● **WORK TO DO**
Leave out the pictures and return every entry exactly as it appears.
═════ DATASET EXTRACT
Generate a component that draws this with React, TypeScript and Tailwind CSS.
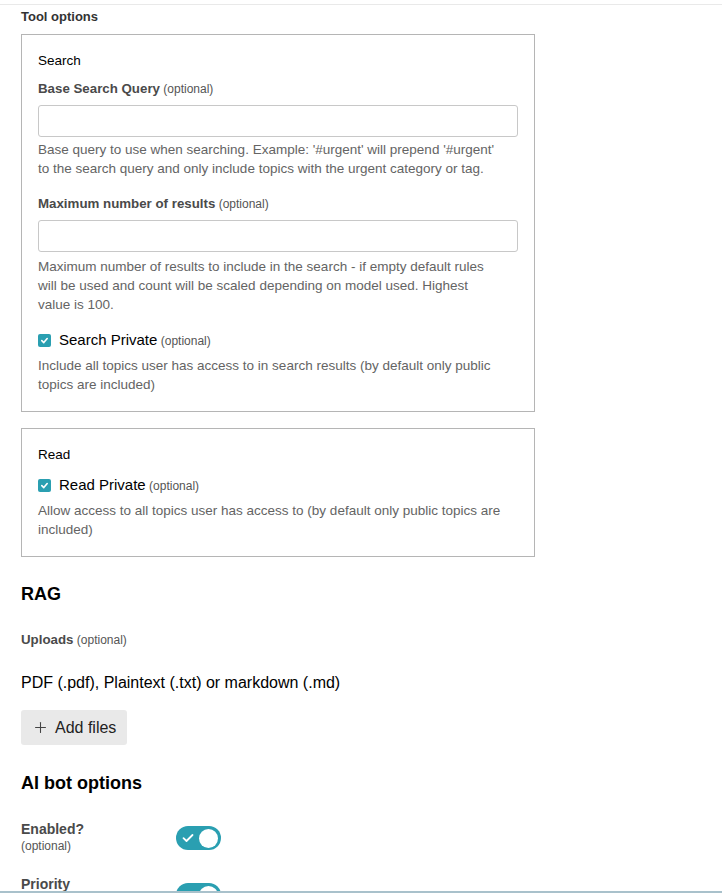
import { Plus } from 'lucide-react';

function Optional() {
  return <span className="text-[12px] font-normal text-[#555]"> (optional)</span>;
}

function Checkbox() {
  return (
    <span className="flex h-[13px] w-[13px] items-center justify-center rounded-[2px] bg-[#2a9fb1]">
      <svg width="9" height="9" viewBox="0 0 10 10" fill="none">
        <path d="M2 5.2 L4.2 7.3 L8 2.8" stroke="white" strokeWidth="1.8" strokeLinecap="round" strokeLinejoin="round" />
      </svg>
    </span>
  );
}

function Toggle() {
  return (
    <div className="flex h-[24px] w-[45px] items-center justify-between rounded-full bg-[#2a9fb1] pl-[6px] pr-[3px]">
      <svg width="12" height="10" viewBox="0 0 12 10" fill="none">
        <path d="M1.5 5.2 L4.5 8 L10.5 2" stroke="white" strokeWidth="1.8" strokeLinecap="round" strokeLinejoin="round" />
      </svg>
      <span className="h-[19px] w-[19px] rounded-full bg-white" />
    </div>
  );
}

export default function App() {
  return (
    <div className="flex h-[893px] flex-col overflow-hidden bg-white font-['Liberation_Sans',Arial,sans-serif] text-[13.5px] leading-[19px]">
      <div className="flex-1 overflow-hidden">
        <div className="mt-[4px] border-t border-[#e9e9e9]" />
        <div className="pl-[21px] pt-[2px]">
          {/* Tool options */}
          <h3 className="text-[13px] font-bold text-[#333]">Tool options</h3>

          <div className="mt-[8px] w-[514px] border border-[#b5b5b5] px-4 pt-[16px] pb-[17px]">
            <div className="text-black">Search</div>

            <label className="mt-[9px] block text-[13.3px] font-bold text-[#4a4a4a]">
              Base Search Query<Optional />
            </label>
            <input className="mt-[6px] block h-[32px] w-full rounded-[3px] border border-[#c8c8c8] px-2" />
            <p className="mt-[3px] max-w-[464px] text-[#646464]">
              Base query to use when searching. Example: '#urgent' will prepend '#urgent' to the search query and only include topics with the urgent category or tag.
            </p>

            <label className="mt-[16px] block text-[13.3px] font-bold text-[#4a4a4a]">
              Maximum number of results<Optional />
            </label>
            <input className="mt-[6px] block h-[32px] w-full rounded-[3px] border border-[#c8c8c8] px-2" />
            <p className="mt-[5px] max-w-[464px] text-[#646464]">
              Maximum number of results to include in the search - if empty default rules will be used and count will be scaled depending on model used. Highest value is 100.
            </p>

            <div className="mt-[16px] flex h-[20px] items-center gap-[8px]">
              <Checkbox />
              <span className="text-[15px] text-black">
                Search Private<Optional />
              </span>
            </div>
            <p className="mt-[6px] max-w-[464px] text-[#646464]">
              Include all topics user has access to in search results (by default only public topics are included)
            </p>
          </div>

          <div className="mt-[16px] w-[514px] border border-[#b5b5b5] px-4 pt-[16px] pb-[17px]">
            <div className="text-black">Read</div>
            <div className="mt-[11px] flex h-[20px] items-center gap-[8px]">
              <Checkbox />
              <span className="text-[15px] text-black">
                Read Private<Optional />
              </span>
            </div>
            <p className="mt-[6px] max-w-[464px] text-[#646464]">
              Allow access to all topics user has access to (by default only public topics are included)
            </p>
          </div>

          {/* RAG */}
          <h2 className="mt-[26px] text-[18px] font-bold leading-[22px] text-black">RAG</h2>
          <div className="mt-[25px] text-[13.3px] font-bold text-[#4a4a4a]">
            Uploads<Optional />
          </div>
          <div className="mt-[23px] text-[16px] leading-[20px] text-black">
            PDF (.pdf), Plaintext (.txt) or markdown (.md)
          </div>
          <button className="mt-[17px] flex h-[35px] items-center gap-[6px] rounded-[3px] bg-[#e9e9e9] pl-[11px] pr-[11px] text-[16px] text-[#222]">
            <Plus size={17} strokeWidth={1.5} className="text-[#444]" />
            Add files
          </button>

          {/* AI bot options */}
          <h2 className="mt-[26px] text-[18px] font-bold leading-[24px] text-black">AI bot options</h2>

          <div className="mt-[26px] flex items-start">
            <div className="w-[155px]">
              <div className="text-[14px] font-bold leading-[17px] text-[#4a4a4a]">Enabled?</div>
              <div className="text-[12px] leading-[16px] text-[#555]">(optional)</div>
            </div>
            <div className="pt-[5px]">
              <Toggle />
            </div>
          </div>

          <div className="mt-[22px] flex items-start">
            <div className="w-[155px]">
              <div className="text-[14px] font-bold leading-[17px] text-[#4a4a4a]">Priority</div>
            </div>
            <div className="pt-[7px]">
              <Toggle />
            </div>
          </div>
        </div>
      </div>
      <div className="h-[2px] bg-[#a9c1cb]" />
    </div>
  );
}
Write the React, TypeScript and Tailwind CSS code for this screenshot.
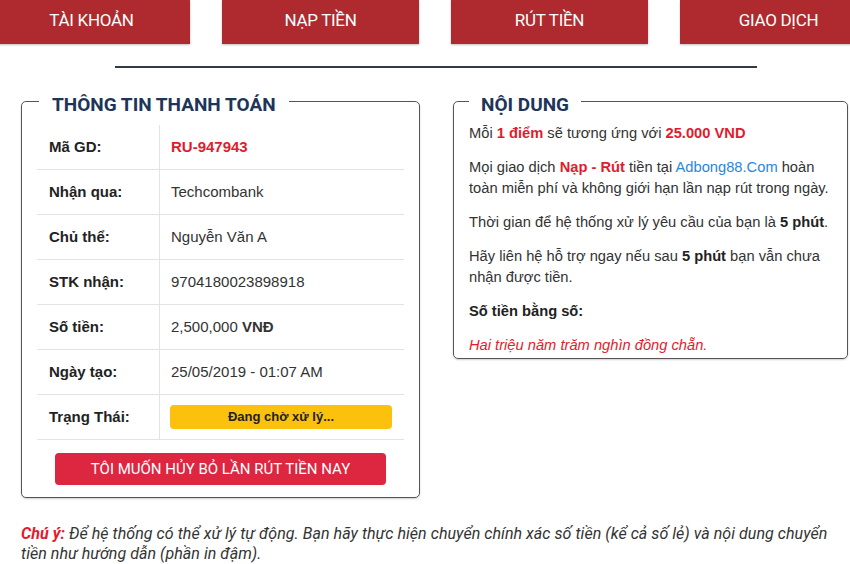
══════════
● **FULL OUTPUT**
Generate a component that draws this with React, TypeScript and Tailwind CSS.
import { Plus } from 'lucide-react';

function Optional() {
  return <span className="text-[12px] font-normal text-[#555]"> (optional)</span>;
}

function Checkbox() {
  return (
    <span className="flex h-[13px] w-[13px] items-center justify-center rounded-[2px] bg-[#2a9fb1]">
      <svg width="9" height="9" viewBox="0 0 10 10" fill="none">
        <path d="M2 5.2 L4.2 7.3 L8 2.8" stroke="white" strokeWidth="1.8" strokeLinecap="round" strokeLinejoin="round" />
      </svg>
    </span>
  );
}

function Toggle() {
  return (
    <div className="flex h-[24px] w-[45px] items-center justify-between rounded-full bg-[#2a9fb1] pl-[6px] pr-[3px]">
      <svg width="12" height="10" viewBox="0 0 12 10" fill="none">
        <path d="M1.5 5.2 L4.5 8 L10.5 2" stroke="white" strokeWidth="1.8" strokeLinecap="round" strokeLinejoin="round" />
      </svg>
      <span className="h-[19px] w-[19px] rounded-full bg-white" />
    </div>
  );
}

export default function App() {
  return (
    <div className="flex h-[893px] flex-col overflow-hidden bg-white font-['Liberation_Sans',Arial,sans-serif] text-[13.5px] leading-[19px]">
      <div className="flex-1 overflow-hidden">
        <div className="mt-[4px] border-t border-[#e9e9e9]" />
        <div className="pl-[21px] pt-[2px]">
          {/* Tool options */}
          <h3 className="text-[13px] font-bold text-[#333]">Tool options</h3>

          <div className="mt-[8px] w-[514px] border border-[#b5b5b5] px-4 pt-[16px] pb-[17px]">
            <div className="text-black">Search</div>

            <label className="mt-[9px] block text-[13.3px] font-bold text-[#4a4a4a]">
              Base Search Query<Optional />
            </label>
            <input className="mt-[6px] block h-[32px] w-full rounded-[3px] border border-[#c8c8c8] px-2" />
            <p className="mt-[3px] max-w-[464px] text-[#646464]">
              Base query to use when searching. Example: '#urgent' will prepend '#urgent' to the search query and only include topics with the urgent category or tag.
            </p>

            <label className="mt-[16px] block text-[13.3px] font-bold text-[#4a4a4a]">
              Maximum number of results<Optional />
            </label>
            <input className="mt-[6px] block h-[32px] w-full rounded-[3px] border border-[#c8c8c8] px-2" />
            <p className="mt-[5px] max-w-[464px] text-[#646464]">
              Maximum number of results to include in the search - if empty default rules will be used and count will be scaled depending on model used. Highest value is 100.
            </p>

            <div className="mt-[16px] flex h-[20px] items-center gap-[8px]">
              <Checkbox />
              <span className="text-[15px] text-black">
                Search Private<Optional />
              </span>
            </div>
            <p className="mt-[6px] max-w-[464px] text-[#646464]">
              Include all topics user has access to in search results (by default only public topics are included)
            </p>
          </div>

          <div className="mt-[16px] w-[514px] border border-[#b5b5b5] px-4 pt-[16px] pb-[17px]">
            <div className="text-black">Read</div>
            <div className="mt-[11px] flex h-[20px] items-center gap-[8px]">
              <Checkbox />
              <span className="text-[15px] text-black">
                Read Private<Optional />
              </span>
            </div>
            <p className="mt-[6px] max-w-[464px] text-[#646464]">
              Allow access to all topics user has access to (by default only public topics are included)
            </p>
          </div>

          {/* RAG */}
          <h2 className="mt-[26px] text-[18px] font-bold leading-[22px] text-black">RAG</h2>
          <div className="mt-[25px] text-[13.3px] font-bold text-[#4a4a4a]">
            Uploads<Optional />
          </div>
          <div className="mt-[23px] text-[16px] leading-[20px] text-black">
            PDF (.pdf), Plaintext (.txt) or markdown (.md)
          </div>
          <button className="mt-[17px] flex h-[35px] items-center gap-[6px] rounded-[3px] bg-[#e9e9e9] pl-[11px] pr-[11px] text-[16px] text-[#222]">
            <Plus size={17} strokeWidth={1.5} className="text-[#444]" />
            Add files
          </button>

          {/* AI bot options */}
          <h2 className="mt-[26px] text-[18px] font-bold leading-[24px] text-black">AI bot options</h2>

          <div className="mt-[26px] flex items-start">
            <div className="w-[155px]">
              <div className="text-[14px] font-bold leading-[17px] text-[#4a4a4a]">Enabled?</div>
              <div className="text-[12px] leading-[16px] text-[#555]">(optional)</div>
            </div>
            <div className="pt-[5px]">
              <Toggle />
            </div>
          </div>

          <div className="mt-[22px] flex items-start">
            <div className="w-[155px]">
              <div className="text-[14px] font-bold leading-[17px] text-[#4a4a4a]">Priority</div>
            </div>
            <div className="pt-[7px]">
              <Toggle />
            </div>
          </div>
        </div>
      </div>
      <div className="h-[2px] bg-[#a9c1cb]" />
    </div>
  );
}
Write the React, TypeScript and Tailwind CSS code for this screenshot.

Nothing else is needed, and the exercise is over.